Mettendo il cittadino al centro, cosa possono fare le tecnologie? Se lo chiede Roberta Rocco, Assessora alla Trasformazione digitale e Servizi civici – Comune di Milano, proponendo un’azione di intervento su tre assi: fornire a tutti le informazioni, permettere l’accesso ai servizi e garantire la partecipazione.

Afferma Cocco “che uno sia cittadino, residente, pendolare o partecipante attivo della città metropolitana deve avere dal proprio Comune tutte le informazioni che gli sono necessarie. I servizi civici sono il front end di tutto quello che io posso fare con l’infrastruttura tecnologica. Nessuno deve conoscere che tipo di infrastruttura abbiamo, ma tutti devono beneficiare dei servizi che andremo a dare. Mi piacerebbe offrire tutti i servizi online, ma rispettando una parte di popolazione che all’online non può arrivare e quindi offrire delle modalità affinché tutti possano sempre arrivare al servizio. Il portavoce di questi temi per Milano è Lorenzo Lipparini che ha la delega agli open data e alla partecipazione, mentre io ho il dovere di offrirgli le piattaforme affinché i cittadini possano essere veramente una voce, in collaborazione con la città, e possano avere tutti i dati che devono pretendere dal loro Comune”. Emerge una Milano “Aperta, interconnessa, solidale”.

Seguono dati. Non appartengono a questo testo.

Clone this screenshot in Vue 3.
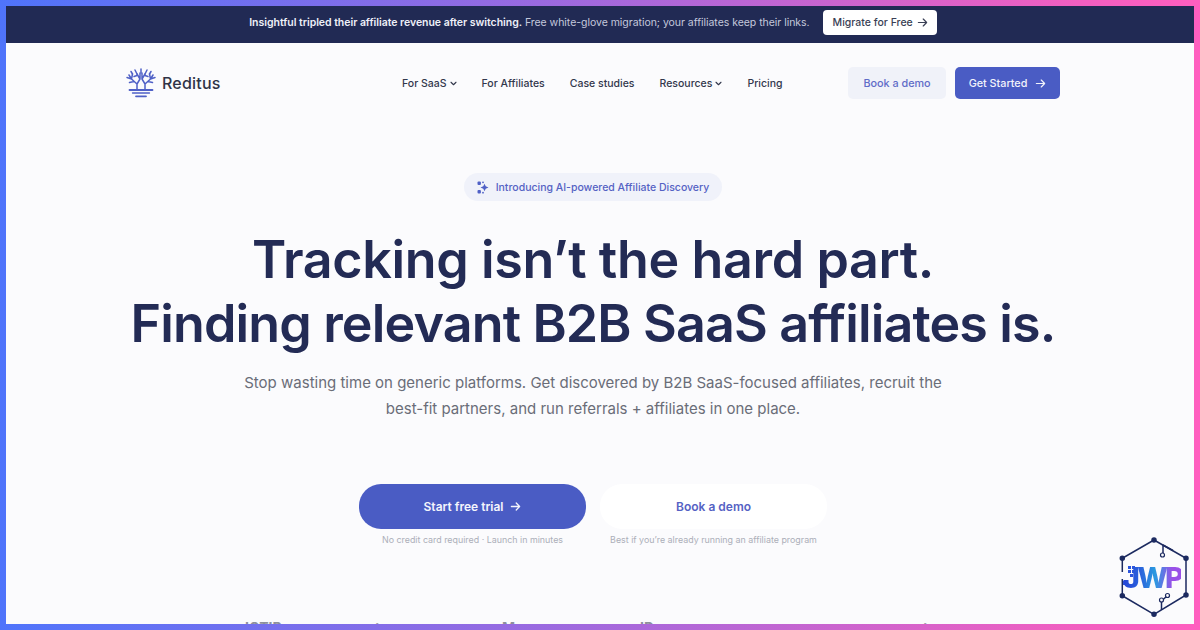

“Oggi la città intelligente non è soltanto una città che si dota di tecnologia, è una città che riesce a veicolare processi circolari dove effettivamente i cittadini sono al centro, mappando i bisogni dei cittadini e cooprogettando i servizi”, ne è convinta Valeria Troia, Assessora all’innovazione e alla smart city, Città di Siracusa. Continua “è necessario aprire le istituzioni alle persone. Noi lo abbiamo fatto partendo dalle periferie, da quell’investimento su cui a livello nazionale si sta investendo e che noi abbiamo però costruito insieme alle persone e quindi immaginando una pianificazione che partisse dal basso”.

La grande difficoltà è riuscire a costruire e modulare l’organizzazione della macchina amministrativa e Siracura lo ha fatto puntando su alcuni progetti illustrati dall’assessora Troia. “Per Siracusa è stata una opportunità importante il fatto di essere riusciti a mettere insieme un vecchio finanziamento del FSE per creare uno Smart Lab, un incubatore che mettesse insieme giovani under 35 per lavorare sulle aree della Smart City. Questi ragazzi lavoreranno ancora per un altro anno insieme all’amministrazione per costruire una cabina di regia, che non tratti gli ambiti della Smart City come dei silos, ma li integri. Interessante anche il progetto del CNR sulla realtà aumentata dei nostri siti archeologici. La grande sfida di oggi è realizzare l’Agenda urbana che detta obiettivi e disegna piani di azione. In questo contesto l’innovazione è quel file rouge che lega tutti i vari settori: dalle periferie all’agenda digitale. Interessante anche tutto ciò che riguarda il digital divide. Il piano nazionale scuola digitale è oggi una realtà che non può essere più lasciata soltanto alle scuole. Noi enti locali digitalizziamo i servizi e le scuole possono essere effettivamente quei contenitori che ci consentono di lavorare sulle competenze”.

Per far sì che il bene della città sia il bene di tutti è fondamentale che tutti lavorino in sinergia e in questa direzione l’ANCI, attraverso l’Agenda Urbana, sta promuovendo la condivisione delle buone pratiche tra i Comuni. Come ha detto Flavia Marzano “non esiste l’io se non c’è il noi”.